Assessing the Remediation Needs of Small Communities

High school is failing a lot of people in smaller communities – which may or may not get the same attention to detail and school spending as larger communities get. If the small community has a low income median or is made up of African American or Hispanic residents, they’re in for a landslide when they try to attend college.

A recent study of what makes remediation a bridge to nowhere for many of those who are required to take remediation courses has found some surprising statistics. For example, the study found that of those enrolled in a two year college had a lot of people headed for remediation – 51.7% of all students enrolled. Of the African American and Hispanic students, the numbers of those who would go into remediation and most likely hit the dead end were astonishing. The numbers were 67.7% and 58.3% respectively. On the other hand, those that entered a four year college were much less likely to need remediation. Of the 19.9% of students headed for remediation, 39.1% of African Americans and 20.6% of Hispanic students hit the dead end in fall 2006.

On the other hand, if a student does get through remedial courses, these courses may have been a complete waste of time. Often the courses bear no college credit. One example of where these credit-less courses being a waste of time is an example of a challenged learner. This student was able to complete high school geometry, but did not do well in higher math classes. When he was admitted to Hofstra University, he was put into two remedial math classes. Upon finishing these, he found them useless since the math course he took for credit was much easier than the remedial courses, and high school in general.
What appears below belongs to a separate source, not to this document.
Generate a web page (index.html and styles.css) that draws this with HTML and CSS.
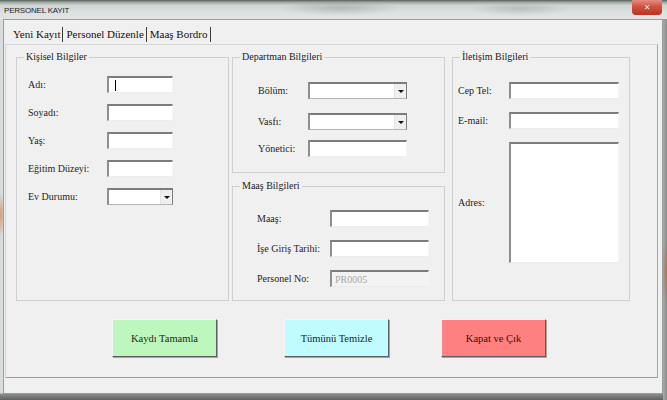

There are two ways to really remedy the remediation issue. One, suggested by the study mentioned earlier, is to have the students simply enroll in the credit bearing course – with a small twist. The courses would have integrated tutoring on the days that the class wouldn’t normally meet for those who needed it. For those really struggling, courses could be done over two semesters instead of one.

Another is one already in place. A large, abandoned JC Penny’s store was turned into a classroom. Clusters of 25 computers were created in the large building – as were three classrooms and 15 study rooms. The clusters are described as “25 classrooms of one student each” – and allow students to complete remedial work on their own time and at their own pace. The students can even skip work they don’t need to review.

Small communities may invest in either solution and still save money. Students will be incredibly happy with it and they may not even need to stay in remediation as long.